Школьники путают имена и перестали читать книги — и те, что были написаны скучно, но с правильной идеей, и те, что были написаны интересно, но с идеями, подлежащими обдумыванию.

Поршень истории не остановить, его движение вечно.

Но человеку, обрадовавшемуся возвращению поршня, я хотел бы рассказать старый еврейский анекдот: «Один человек впал в немилость у Бога. Жена от него ушла, с работы выгнали, началась нищета, и вот он пришёл к раввину. То выслушал несчастного и сказал, что ему нужно повесить над кроватью листок бумаги со словами: “Так будет не всегда”.

— И всё? – спросил тот.

— И всё.

Через год этот человек снова пришёл к раввину, весь сияя. Жена к нему вернулась (не знаю уж, что в этом хорошего), службу он нашёл лучше прежней, деньги потекли в дом рекой.

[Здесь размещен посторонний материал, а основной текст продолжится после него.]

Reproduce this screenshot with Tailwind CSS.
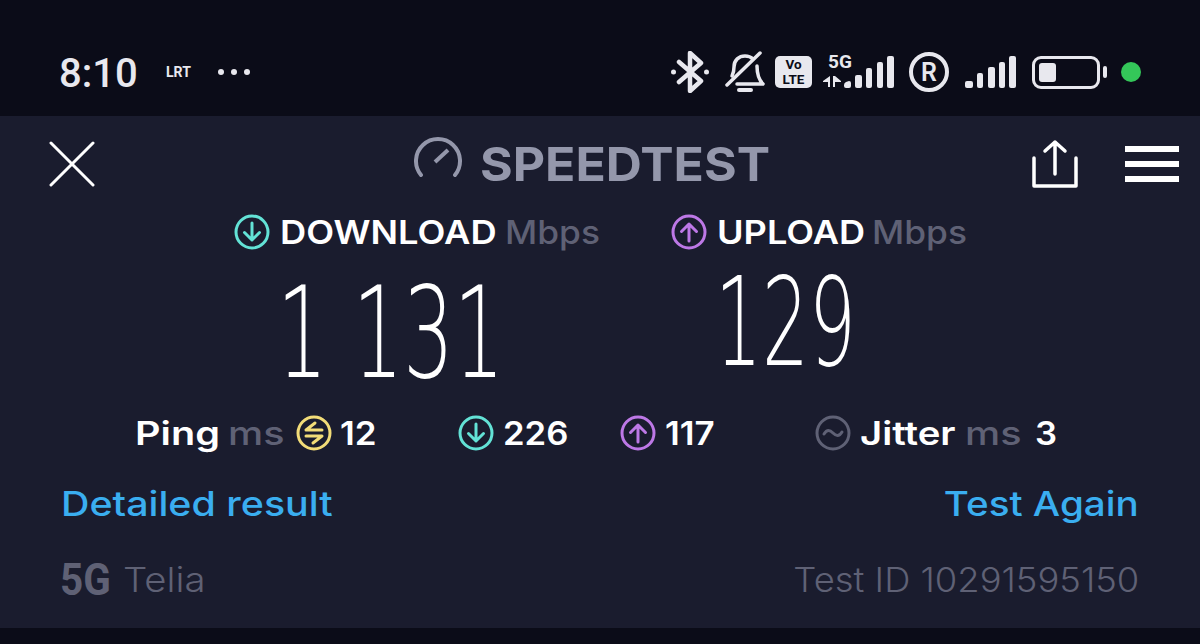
<!DOCTYPE html>
<html lang="en">
  <head>
    <meta charset="UTF-8" />
    <meta name="viewport" content="width=device-width, initial-scale=1.0" />
    <title>Speedtest result</title>
    <script src="https://cdn.jsdelivr.net/npm/@tailwindcss/browser@4"></script>
  </head>
  <body class="w-[1200px] h-[644px] overflow-hidden bg-[#0b0c18] font-['Inter',sans-serif]">
    <!-- Phone status bar -->
    <div class="h-[116px] pt-[28px] flex items-center text-[#e8e8ee]">
      <div class="ml-[59px] mt-[3px] w-[107px] text-[40px] font-['Roboto',sans-serif] font-medium leading-none">8:10</div>
      <div class="w-[52px] text-[14px] font-['Roboto',sans-serif] font-bold leading-none">LRT</div>
      <div class="flex gap-[7px]">
        <span class="w-[6px] h-[6px] rounded-full bg-[#e8e8ee]"></span>
        <span class="w-[6px] h-[6px] rounded-full bg-[#e8e8ee]"></span>
        <span class="w-[6px] h-[6px] rounded-full bg-[#e8e8ee]"></span>
      </div>
      <div class="ml-[421px] flex items-center">
        <!-- bluetooth -->
        <svg width="38" height="42" viewBox="0 0 38 42" fill="none" stroke="#e8e8ee" stroke-width="4.500" stroke-linecap="round" stroke-linejoin="round">
          <path d="M8 11 L30 30 L19 40 V2 L30 12 L8 31" />
          <circle cx="2.500" cy="21" r="2.500" fill="#e8e8ee" stroke="none" />
          <circle cx="35.500" cy="21" r="2.500" fill="#e8e8ee" stroke="none" />
        </svg>
        <!-- muted bell -->
        <svg class="ml-[16px]" width="40" height="42" viewBox="0 0 40 42" fill="none" stroke="#e8e8ee" stroke-width="3.500" stroke-linecap="round" stroke-linejoin="round">
          <path d="M7 25 C9 21 9 19 9 16 C9 9 14 5 20 5 C23 5 26 6 28 8" />
          <path d="M32 15 C32 24 34 29 38 33 H12" />
          <path d="M35 2 L2 34" />
          <path d="M14 39 H26" stroke-width="4" />
        </svg>
        <!-- VoLTE badge -->
        <div class="ml-[10px] w-[37px] h-[32px] rounded-[5px] bg-[#e8e8ee] flex flex-col items-center justify-center text-[#0b0c18] text-[13.500px] leading-[15px] font-bold font-['Roboto',sans-serif]">
          <span>Vo</span><span>LTE</span>
        </div>
        <!-- 5G with signal -->
        <div class="ml-[11px] relative w-[71px] h-[34px]">
          <span class="absolute left-[5px] -top-[3px] text-[19px] leading-[20px] font-bold font-['Roboto',sans-serif]">5G</span>
          <svg class="absolute left-0 top-0" width="71" height="34" viewBox="0 0 71 34" fill="#e8e8ee">
            <path d="M0 26 L7 21 V32 H5 V27 H0 Z M10 21 H12 L18 26 V27 H12 V32 H10 Z" />
            <path d="M21 30 Q21 28 23 27 L26 26 Q28 26 28 28 V31 Q28 33 26 33 H23 Q21 33 21 31 Z" />
            <rect x="32" y="20" width="7" height="13" rx="2" />
            <rect x="43" y="13" width="6" height="20" rx="2" />
            <rect x="54" y="7" width="6" height="26" rx="2" />
            <rect x="64" y="1" width="7" height="32" rx="2" />
          </svg>
        </div>
        <!-- roaming -->
        <div class="ml-[15px] w-[40px] h-[40px] rounded-full border-[4px] border-[#e8e8ee] flex items-center justify-center text-[25px] font-semibold font-['Roboto',sans-serif] leading-none">R</div>
        <!-- signal -->
        <svg class="ml-[16px]" width="51" height="34" viewBox="0 0 51 34" fill="#e8e8ee">
          <rect x="0" y="26" width="8" height="7" rx="2" />
          <rect x="12" y="18" width="6" height="15" rx="2" />
          <rect x="23" y="12" width="7" height="21" rx="2" />
          <rect x="34" y="7" width="6" height="26" rx="2" />
          <rect x="44" y="1" width="7" height="32" rx="2" />
        </svg>
        <!-- battery -->
        <div class="ml-[16px] w-[68px] h-[33px] rounded-[9px] border-[3px] border-[#e8e8ee] p-[4px]">
          <div class="w-[17px] h-full rounded-[3px] bg-[#e8e8ee]"></div>
        </div>
        <div class="ml-[3px] w-[4px] h-[12px] rounded-full bg-[#e8e8ee]"></div>
        <div class="ml-[14px] w-[20px] h-[20px] rounded-full bg-[#34c759]"></div>
      </div>
    </div>

    <!-- Result panel -->
    <div class="h-[512px] bg-[#1a1c2e]">
      <!-- Toolbar -->
      <div class="h-[82px] pt-[13px] flex items-center">
        <svg class="ml-[49px]" width="46" height="46" viewBox="0 0 46 46" fill="none" stroke="#fff" stroke-width="3" stroke-linecap="round">
          <path d="M2 2 L44 44 M44 2 L2 44" />
        </svg>
        <svg class="ml-[319px] mb-[12px]" width="50" height="44" viewBox="0 0 50 44" fill="none" stroke="#9497ab" stroke-width="4" stroke-linecap="round">
          <path d="M7 39 A22 22 0 1 1 41 39" />
          <path d="M21 26 L34 14" stroke-linecap="butt" />
        </svg>
        <div class="ml-[16px] w-[288px] text-[47px] leading-none font-bold text-[#9497ab] origin-left scale-x-[1.063]">SPEEDTEST</div>
        <svg class="ml-[264px]" width="46" height="50" viewBox="0 0 46 50" fill="none" stroke="#fff" stroke-width="3.500" stroke-linecap="round" stroke-linejoin="round">
          <path d="M2 19 V47 H44 V19" />
          <path d="M23 35 V3 M13 12 L23 3 L33 12" />
        </svg>
        <div class="ml-[47px] w-[54px] flex flex-col gap-[9px]">
          <span class="h-[6px] bg-white"></span>
          <span class="h-[6px] bg-white"></span>
          <span class="h-[6px] bg-white"></span>
        </div>
      </div>

      <!-- Download and upload -->
      <div class="h-[68px] pl-[234px] flex items-center text-[33px] leading-none">
        <div class="w-[437px] flex items-center">
          <svg width="36" height="36" viewBox="0 0 36 36" fill="none" stroke="#63e2d6" stroke-width="3" stroke-linecap="round" stroke-linejoin="round">
            <circle cx="18" cy="18" r="16" />
            <path d="M18 9 V26 M10.500 18.500 L18 26 L25.500 18.500" />
          </svg>
          <span class="ml-[10px] w-[225px] font-semibold text-white origin-left scale-x-[1.1]">DOWNLOAD</span>
          <span class="font-medium text-[#5f6175] origin-left scale-x-[1.07]">Mbps</span>
        </div>
        <div class="flex items-center">
          <svg width="36" height="36" viewBox="0 0 36 36" fill="none" stroke="#bd78e6" stroke-width="3" stroke-linecap="round" stroke-linejoin="round">
            <circle cx="18" cy="18" r="16" />
            <path d="M18 27 V10 M10.500 17.500 L18 10 L25.500 17.500" />
          </svg>
          <span class="ml-[10px] w-[155px] font-semibold text-white origin-left scale-x-[1.095]">UPLOAD</span>
          <span class="font-medium text-[#5f6175] origin-left scale-x-[1.07]">Mbps</span>
        </div>
      </div>

      <!-- Big numbers -->
      <div class="h-[134px] flex text-white font-['DejaVu_Sans',sans-serif] font-extralight">
        <div class="ml-[277px] mt-[17px] w-[438px] h-[100px] text-[127px] leading-[100px] origin-left scale-x-[0.625] whitespace-nowrap">1 131</div>
        <div class="mt-[7px] h-[100px] text-[123px] leading-[100px] origin-left scale-x-[0.6]">129</div>
      </div>

      <!-- Ping, jitter -->
      <div class="h-[66px] flex items-center text-[33px] font-semibold text-white leading-none">
        <span class="ml-[135px] w-[93px] origin-left scale-x-[1.2]">Ping</span>
        <span class="w-[68px] font-medium text-[#5f6175] origin-left scale-x-[1.2]">ms</span>
        <svg width="36" height="36" viewBox="0 0 36 36" fill="none" stroke="#f2dc78" stroke-width="3" stroke-linecap="round" stroke-linejoin="round">
          <circle cx="18" cy="18" r="16" />
          <path d="M26 15 H10 L19 8 M10 21 H26 L17 28" />
        </svg>
        <span class="ml-[8px] w-[118px] origin-left scale-x-[1.06]">12</span>
        <svg width="36" height="36" viewBox="0 0 36 36" fill="none" stroke="#63e2d6" stroke-width="3" stroke-linecap="round" stroke-linejoin="round">
          <circle cx="18" cy="18" r="16" />
          <path d="M18 9 V26 M10.500 18.500 L18 26 L25.500 18.500" />
        </svg>
        <span class="ml-[9px] w-[117px] origin-left scale-x-[1.05]">226</span>
        <svg width="36" height="36" viewBox="0 0 36 36" fill="none" stroke="#bd78e6" stroke-width="3" stroke-linecap="round" stroke-linejoin="round">
          <circle cx="18" cy="18" r="16" />
          <path d="M18 27 V10 M10.500 17.500 L18 10 L25.500 17.500" />
        </svg>
        <span class="ml-[9px] w-[150px] origin-left scale-x-[1.06]">117</span>
        <svg width="36" height="36" viewBox="0 0 36 36" fill="none" stroke="#5f6175" stroke-width="3" stroke-linecap="round">
          <circle cx="18" cy="18" r="16" />
          <path d="M9 19 C12 14 15 15 18 18 C21 21 24 22 27 17" />
        </svg>
        <span class="ml-[9px] w-[105px] origin-left scale-x-[1.16]">Jitter</span>
        <span class="w-[70px] font-medium text-[#5f6175] origin-left scale-x-[1.2]">ms</span>
        <span class="origin-left scale-x-[1.05]">3</span>
      </div>

      <!-- Links -->
      <div class="h-[74px] pt-[2px] pl-[61px] pr-[61px] flex items-center justify-between text-[34px] font-medium text-[#3aaef0] leading-none">
        <span class="origin-left scale-x-[1.158]">Detailed result</span>
        <span class="origin-right scale-x-[1.135]">Test Again</span>
      </div>

      <!-- Connection -->
      <div class="h-[80px] pl-[60px] pr-[61px] flex items-center text-[34px] text-[#5f6175] leading-none">
        <span class="w-[63px] origin-left scale-x-[0.92] font-['Roboto',sans-serif] font-bold text-[44px]">5G</span>
        <span class="font-light origin-left scale-x-[1.127]">Telia</span>
        <span class="ml-auto font-light origin-right scale-x-[1.07]">Test ID 10291595150</span>
      </div>
    </div>
  </body>
</html>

Раввин выслушал всё это и порадовался за своего гостя. Когда тот собрался уходить, раввин остановил его и сказал:

— Бумажку не снимай».

Я смотрю на картину исчезновения молча, не успев сформулировать какой-то важной мысли, считая, что мироздание хочет мне что-то сообщить этой судьбой, последовательностью событий в жизни человека, которого я видел только издали.

Я прислушиваюсь, но не разбираю слов.